Forgiveness does not usurp the role of courts or laws. As Paul says elsewhere, we are not called to sin so that grace may abound. Instead we are called to something more difficult. Releasing each other from the prison of wrongs where we trap one another and ourselves.

When we pray, “Forgive us our sins, as we forgive those who sin against us,” it is not conditional. God does not only forgive us in proportion to how we forgive one another. Instead, we are praying for the ability to forgive, in some small way, in way that we have been forgiven.

We are asking to have some measure of strength to forgive a fourth time and a fifth. We’re asking for the wisdom to repair relationships that are broken and wisdom in how to act for the good of those around us. We are asking for the Spirit to intercede for us, with sighs to deep for words, so that we can again taste the sweetness of freedom in God’s forgiveness of us through Christ.

It is hard enough to comprehend all that God has done for us. Our beings, our time and our possessions are all gifts from God. We are not called to return them or to use them for the earning of salvation. We have received them, in addition to love, mercy and forgiveness, as free gifts from God.

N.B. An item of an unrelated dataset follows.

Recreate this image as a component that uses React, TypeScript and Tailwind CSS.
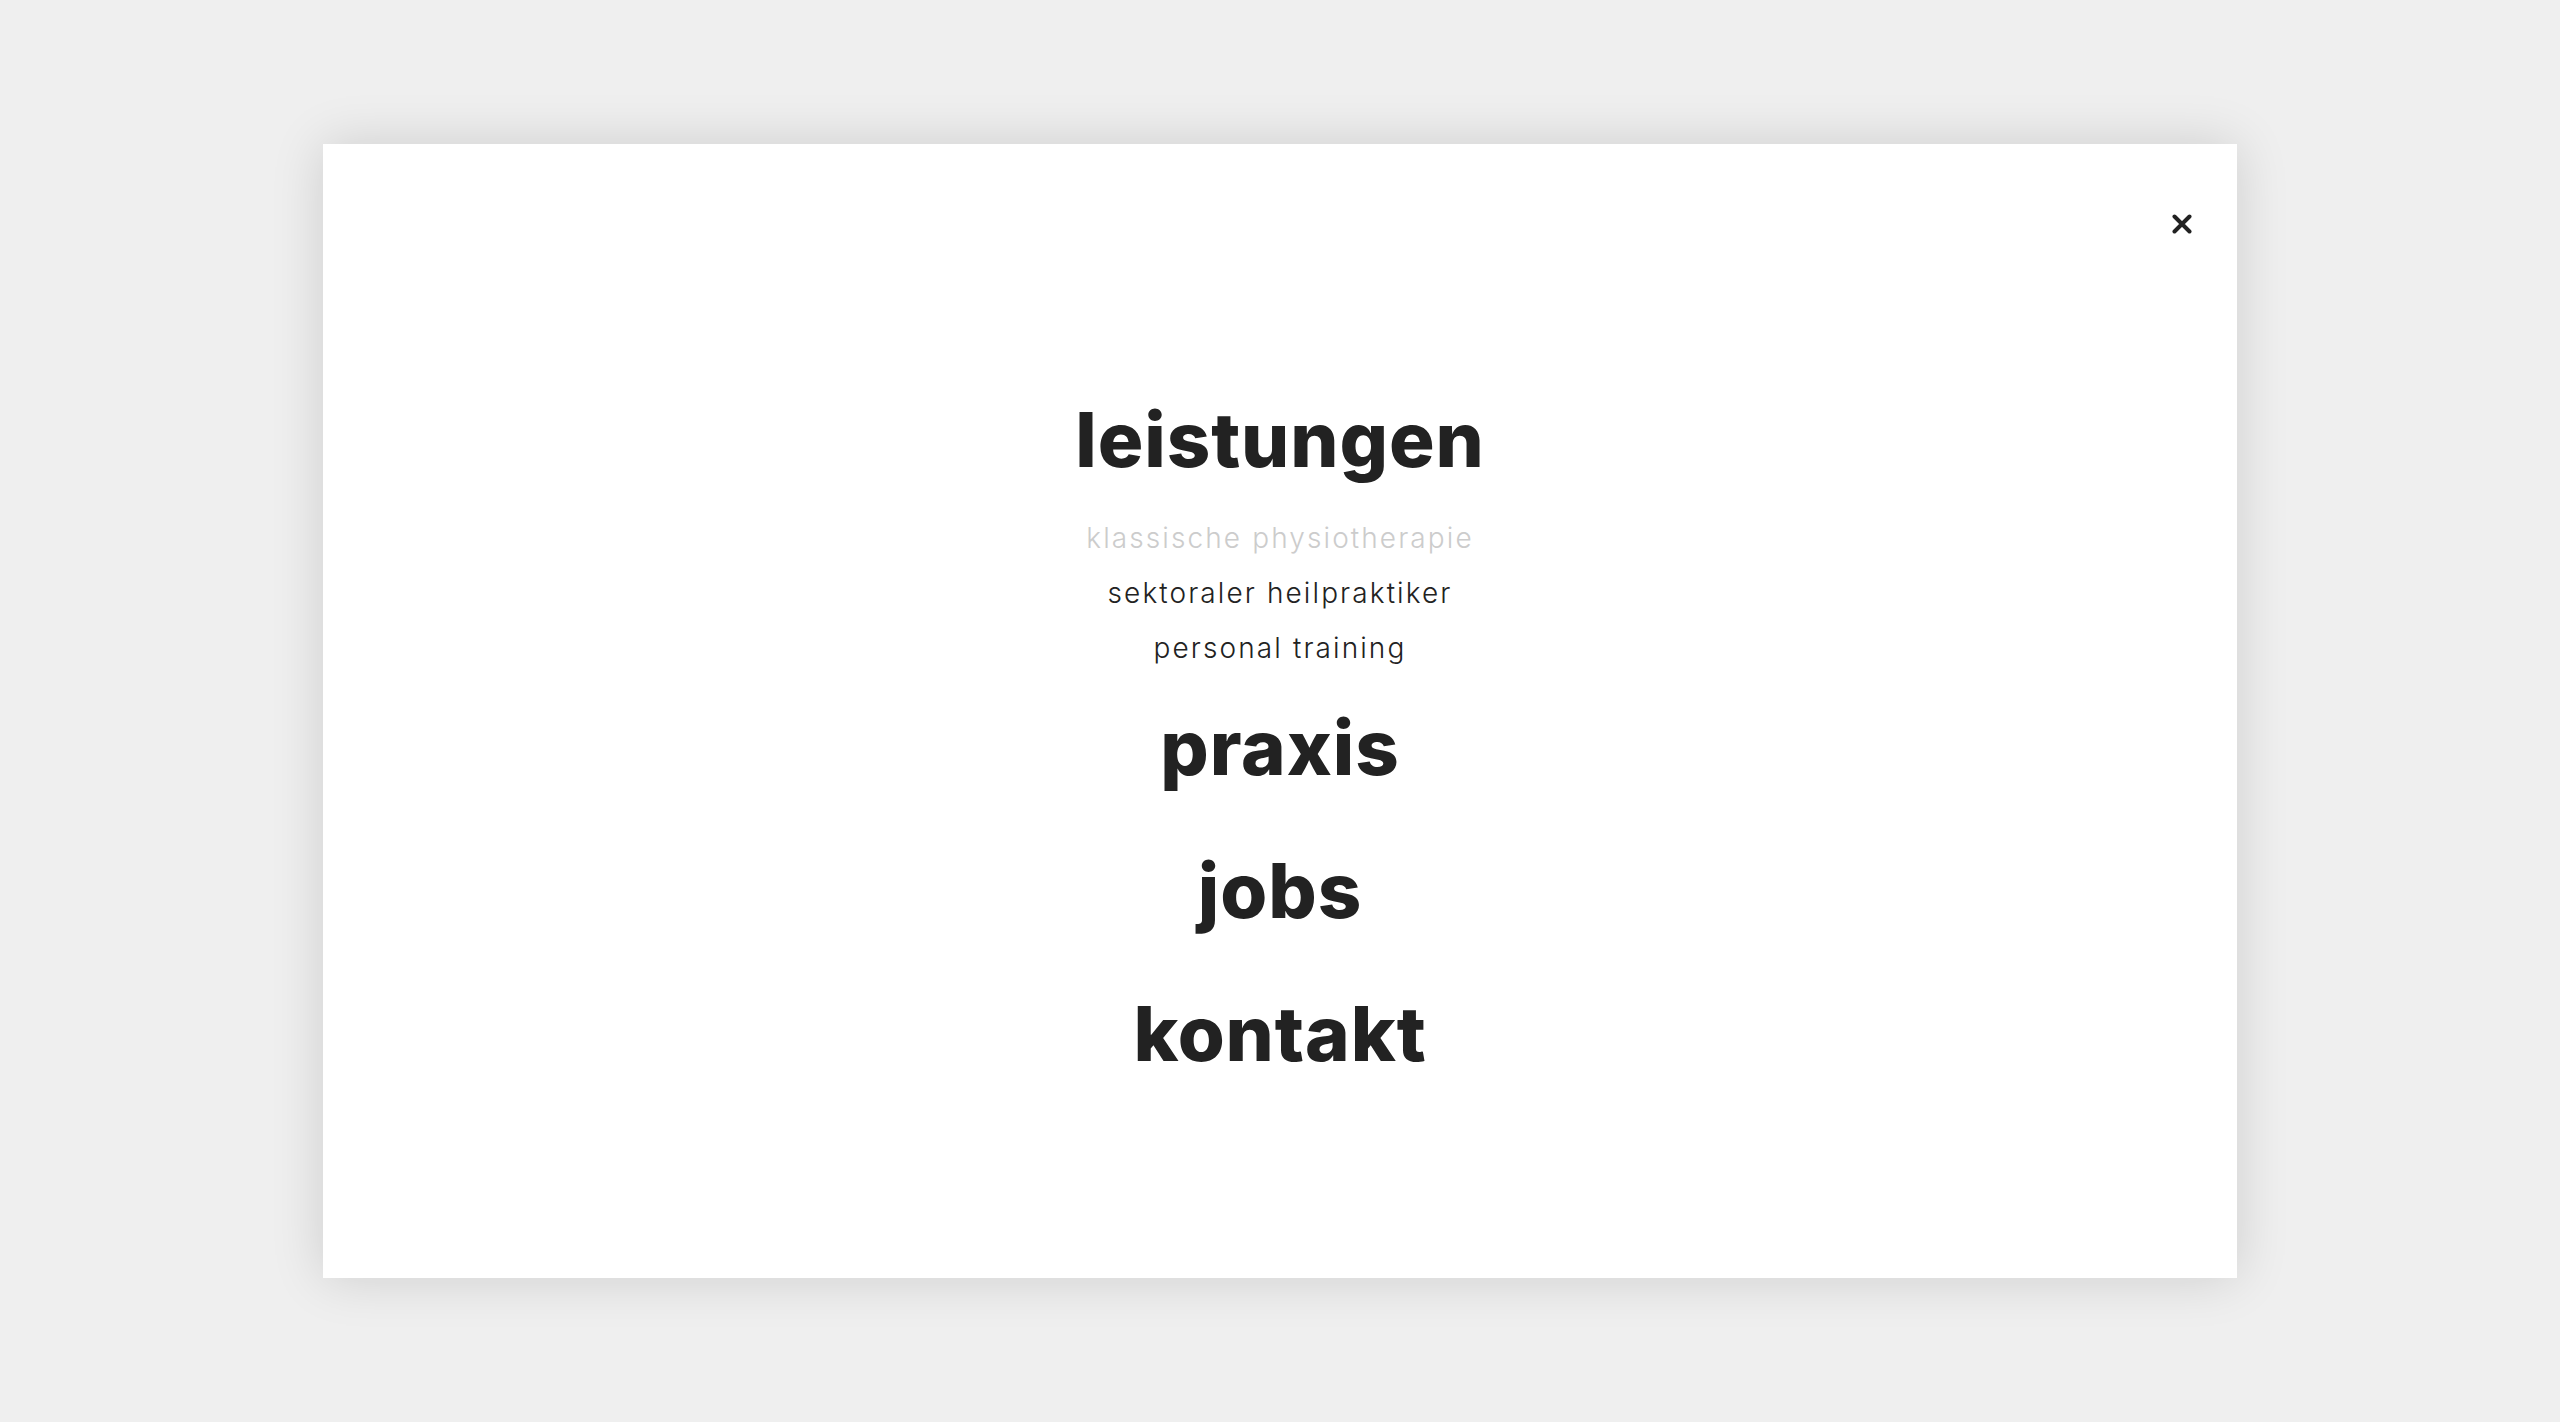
const subItems = [
  { label: 'klassische physiotherapie', active: true },
  { label: 'sektoraler heilpraktiker', active: false },
  { label: 'personal training', active: false },
];

const mainItems = ['praxis', 'jobs', 'kontakt'];

function NavHeading({ children }: { children: string }) {
  return (
    <a
      href="#"
      className="block text-[76px] leading-[143px] font-extrabold tracking-[0.012em] text-[#222222]"
    >
      {children}
    </a>
  );
}

export default function App() {
  return (
    <div
      className="flex h-screen w-full items-center justify-center bg-[#efefef]"
      style={{ fontFamily: 'Inter, "Open Sans", sans-serif' }}
    >
      <div className="relative h-[1134px] w-[1914px] bg-white shadow-[0_0_50px_rgba(0,0,0,0.14)]">
        <button className="absolute right-[45px] top-[70px] text-[#222222]" aria-label="close">
          <svg width="20" height="20" viewBox="0 0 20 20" fill="none">
            <path d="M2.5 2.5 L17.5 17.5 M17.5 2.5 L2.5 17.5" stroke="currentColor" strokeWidth="4" strokeLinecap="round" />
          </svg>
        </button>

        <nav className="flex flex-col items-center pt-[224px] text-center">
          <NavHeading>leistungen</NavHeading>
          <ul className="flex flex-col items-center">
            {subItems.map((item) => (
              <li key={item.label}>
                <a
                  href="#"
                  className={`block text-[28px] leading-[55px] font-light tracking-[0.075em] ${
                    item.active ? 'text-[#cccccc]' : 'text-[#222222]'
                  }`}
                >
                  {item.label}
                </a>
              </li>
            ))}
          </ul>
          {mainItems.map((item) => (
            <NavHeading key={item}>{item}</NavHeading>
          ))}
        </nav>
      </div>
    </div>
  );
}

When we imprison one another by the chains of unforgiveness, we lose our ability to taste and see the goodness of the gifts of God. God has forgiven us far more than 490 times and will continue to do so in the future. Through the power of the Spirit, God also helps us to forgive one another and to remind each of the forgiveness we have received.

To paraphrase a certain movie, forgiveness is like a box of chocolates- if you keep it to yourself, it will make you sick.